- _Problem description_: Take the lines of the data below from the very first through the line containing "9c0-3 1.5-4 3.5-4s3.5" and output them exactly, pictures excluded.

- _Data shown_:
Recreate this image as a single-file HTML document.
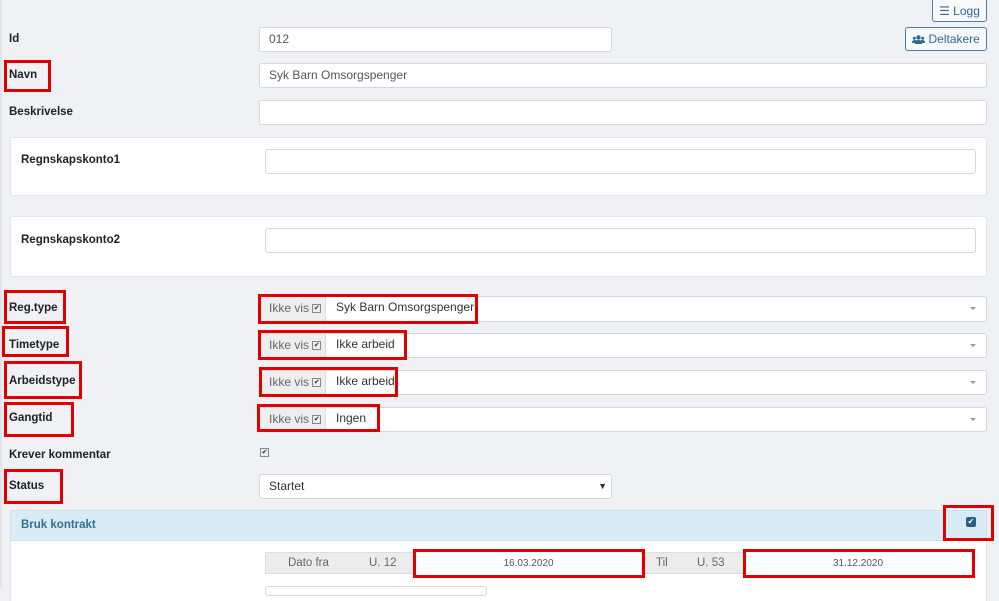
<!DOCTYPE html><html><head><style>
body{margin:0;width:999px;height:589px;background:#eff1f4;font-family:"Liberation Sans",sans-serif;position:relative;overflow:hidden;color:#333}
.a{position:absolute;box-sizing:border-box}
.lb{font-weight:bold;font-size:11.5px;color:#222}
.in{background:#fff;border:1px solid #d4d7db;border-radius:3px;font-size:12px;color:#555;padding-left:9px;line-height:22px}
.rb{border:3px solid #e00000}
.ad{background:#eee;color:#666;font-size:12px;line-height:23px;padding-left:9px;border-right:1px solid #ddd}
.cb{display:inline-block;width:7px;height:7px;border:1px solid #888;background:#eee;font-size:7px;line-height:7px;text-align:center;vertical-align:middle;color:#333}
.car{position:absolute;right:10px;top:10px;width:0;height:0;border-left:3px solid transparent;border-right:3px solid transparent;border-top:3px solid #999}
</style></head><body>
<div class="a" style="left:0;top:0;width:2px;height:589px;background:#e2e4e8"></div>
<div class="a" style="left:932px;top:-2px;width:55px;height:24px;border:1px solid #4b7ea3;border-radius:3px;background:#f7f9fb;color:#2e6a96;font-size:12px;line-height:24px;text-align:center">☰ Logg</div>
<div class="a" style="left:905px;top:27px;width:82px;height:24px;border:1px solid #4b7ea3;border-radius:3px;background:#f7f9fb;color:#2e6a96;font-size:12px;line-height:22px;text-align:center"><svg width="13" height="9" viewBox="0 0 13 9" style="vertical-align:-1px"><circle cx="6.5" cy="2.5" r="2.2" fill="#2e6a96"/><path d="M3 9c0-3 1.5-4 3.5-4s3.5 1 3.5 4z" fill="#2e6a96"/><circle cx="2.3" cy="3.3" r="1.5" fill="#2e6a96"/><circle cx="10.7" cy="3.3" r="1.5" fill="#2e6a96"/><path d="M0 8c0-2 1-3 2.5-3s2 .5 2 .5L3.5 8z M13 8c0-2-1-3-2.5-3s-2 .5-2 .5L9.5 8z" fill="#2e6a96"/></svg> Deltakere</div>

<div class="a lb" style="left:9px;top:33px">Id</div>
<div class="a in" style="left:259px;top:27px;width:353px;height:25px">012</div>
<div class="a lb" style="left:9px;top:69px">Navn</div>
<div class="a rb" style="left:4px;top:60px;width:47px;height:32px"></div>
<div class="a in" style="left:259px;top:63px;width:728px;height:25px">Syk Barn Omsorgspenger</div>
<div class="a lb" style="left:9px;top:106px">Beskrivelse</div>
<div class="a in" style="left:259px;top:100px;width:728px;height:25px"></div>

<div class="a" style="left:10px;top:137px;width:977px;height:59px;background:#fff;border:1px solid #e3e5e8;border-radius:3px"></div>
<div class="a lb" style="left:21px;top:154px">Regnskapskonto1</div>
<div class="a in" style="left:265px;top:149px;width:711px;height:25px"></div>
<div class="a" style="left:10px;top:216px;width:977px;height:61px;background:#fff;border:1px solid #e3e5e8;border-radius:3px"></div>
<div class="a lb" style="left:21px;top:234px">Regnskapskonto2</div>
<div class="a in" style="left:265px;top:228px;width:711px;height:25px"></div>

<div class="a in" style="left:259px;top:296px;width:728px;height:26px;padding:0"><div class="a ad" style="left:0;top:0;width:66px;height:24px">Ikke vis <span class="cb">✔</span></div><span style="position:absolute;left:76px;top:-1px;color:#333">Syk Barn Omsorgspenger</span><div class="car"></div></div>
<div class="a in" style="left:259px;top:333px;width:728px;height:25px;padding:0"><div class="a ad" style="left:0;top:0;width:66px;height:23px">Ikke vis <span class="cb">✔</span></div><span style="position:absolute;left:76px;top:-1px;color:#333">Ikke arbeid</span><div class="car"></div></div>
<div class="a in" style="left:259px;top:370px;width:728px;height:25px;padding:0"><div class="a ad" style="left:0;top:0;width:66px;height:23px">Ikke vis <span class="cb">✔</span></div><span style="position:absolute;left:76px;top:-1px;color:#333">Ikke arbeid</span><div class="car"></div></div>
<div class="a in" style="left:259px;top:407px;width:728px;height:25px;padding:0"><div class="a ad" style="left:0;top:0;width:66px;height:23px">Ikke vis <span class="cb">✔</span></div><span style="position:absolute;left:76px;top:-1px;color:#333">Ingen</span><div class="car"></div></div>

<div class="a rb" style="left:258px;top:294px;width:220px;height:30px"></div>
<div class="a rb" style="left:258px;top:330px;width:149px;height:30px"></div>
<div class="a rb" style="left:259px;top:367px;width:139px;height:30px"></div>
<div class="a rb" style="left:257px;top:404px;width:123px;height:28px"></div>

<div class="a lb" style="left:9px;top:302px">Reg.type</div>
<div class="a rb" style="left:4px;top:290px;width:62px;height:34px"></div>
<div class="a lb" style="left:9px;top:339px">Timetype</div>
<div class="a rb" style="left:2px;top:326px;width:67px;height:31px"></div>
<div class="a lb" style="left:9px;top:375px">Arbeidstype</div>
<div class="a rb" style="left:4px;top:361px;width:78px;height:38px"></div>
<div class="a lb" style="left:9px;top:412px">Gangtid</div>
<div class="a rb" style="left:4px;top:402px;width:70px;height:35px"></div>

<div class="a lb" style="left:9px;top:449px">Krever kommentar</div>
<div class="a" style="left:260px;top:444px"><span class="cb">✔</span></div>
<div class="a lb" style="left:9px;top:480px">Status</div>
<div class="a rb" style="left:4px;top:469px;width:59px;height:35px"></div>
<div class="a in" style="left:259px;top:474px;width:353px;height:25px;color:#333">Startet<span style="position:absolute;right:4px;top:0;font-size:9px">▼</span></div>

<div class="a" style="left:10px;top:510px;width:977px;height:31px;background:#d9ebf4;border:1px solid #cfe2ec"></div>
<div class="a" style="left:21px;top:519px;font-weight:bold;font-size:11.5px;color:#31708f">Bruk kontrakt</div>
<div class="a" style="left:966px;top:517px;width:10px;height:10px;background:#2f5f80;border-radius:2px;color:#fff;font-size:8px;line-height:10px;text-align:center">✔</div>
<div class="a rb" style="left:943px;top:505px;width:51px;height:36px"></div>
<div class="a" style="left:10px;top:541px;width:977px;height:60px;background:#fff;border-left:1px solid #e3e5e8;border-right:1px solid #e3e5e8"></div>

<div class="a" style="left:265px;top:552px;width:480px;height:22px;background:#ececec;border:1px solid #ddd;font-size:11.5px;color:#666;line-height:20px"><span style="position:absolute;left:22px">Dato fra</span><span style="position:absolute;left:103px">U. 12</span><span style="position:absolute;left:390px">Til</span><span style="position:absolute;left:431px">U. 53</span></div>
<div class="a" style="left:416px;top:552px;width:225px;height:22px;background:#fff;font-size:10px;color:#555;text-align:center;line-height:23px">16.03.2020</div>
<div class="a" style="left:745px;top:552px;width:226px;height:22px;background:#fff;font-size:10px;color:#555;text-align:center;line-height:23px">31.12.2020</div>
<div class="a rb" style="left:413px;top:549px;width:232px;height:29px"></div>
<div class="a rb" style="left:743px;top:549px;width:232px;height:29px"></div>
<div class="a" style="left:265px;top:586px;width:222px;height:10px;border:1px solid #d4d7db;border-radius:3px;background:#fff"></div>
</body></html>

- _Written answer_:
Recreate this image as a single-file HTML document.
<!DOCTYPE html><html><head><style>
body{margin:0;width:999px;height:589px;background:#eff1f4;font-family:"Liberation Sans",sans-serif;position:relative;overflow:hidden;color:#333}
.a{position:absolute;box-sizing:border-box}
.lb{font-weight:bold;font-size:11.5px;color:#222}
.in{background:#fff;border:1px solid #d4d7db;border-radius:3px;font-size:12px;color:#555;padding-left:9px;line-height:22px}
.rb{border:3px solid #e00000}
.ad{background:#eee;color:#666;font-size:12px;line-height:23px;padding-left:9px;border-right:1px solid #ddd}
.cb{display:inline-block;width:7px;height:7px;border:1px solid #888;background:#eee;font-size:7px;line-height:7px;text-align:center;vertical-align:middle;color:#333}
.car{position:absolute;right:10px;top:10px;width:0;height:0;border-left:3px solid transparent;border-right:3px solid transparent;border-top:3px solid #999}
</style></head><body>
<div class="a" style="left:0;top:0;width:2px;height:589px;background:#e2e4e8"></div>
<div class="a" style="left:932px;top:-2px;width:55px;height:24px;border:1px solid #4b7ea3;border-radius:3px;background:#f7f9fb;color:#2e6a96;font-size:12px;line-height:24px;text-align:center">☰ Logg</div>
<div class="a" style="left:905px;top:27px;width:82px;height:24px;border:1px solid #4b7ea3;border-radius:3px;background:#f7f9fb;color:#2e6a96;font-size:12px;line-height:22px;text-align:center"><svg width="13" height="9" viewBox="0 0 13 9" style="vertical-align:-1px"><circle cx="6.5" cy="2.5" r="2.2" fill="#2e6a96"/><path d="M3 9c0-3 1.5-4 3.5-4s3.5 1 3.5 4z" fill="#2e6a96"/><circle cx="2.3" cy="3.3" r="1.5" fill="#2e6a96"/><circle cx="10.7" cy="3.3" r="1.5" fill="#2e6a96"/><path d="M0 8c0-2 1-3 2.5-3s2 .5 2 .5L3.5 8z M13 8c0-2-1-3-2.5-3s-2 .5-2 .5L9.5 8z" fill="#2e6a96"/></svg> Deltakere</div>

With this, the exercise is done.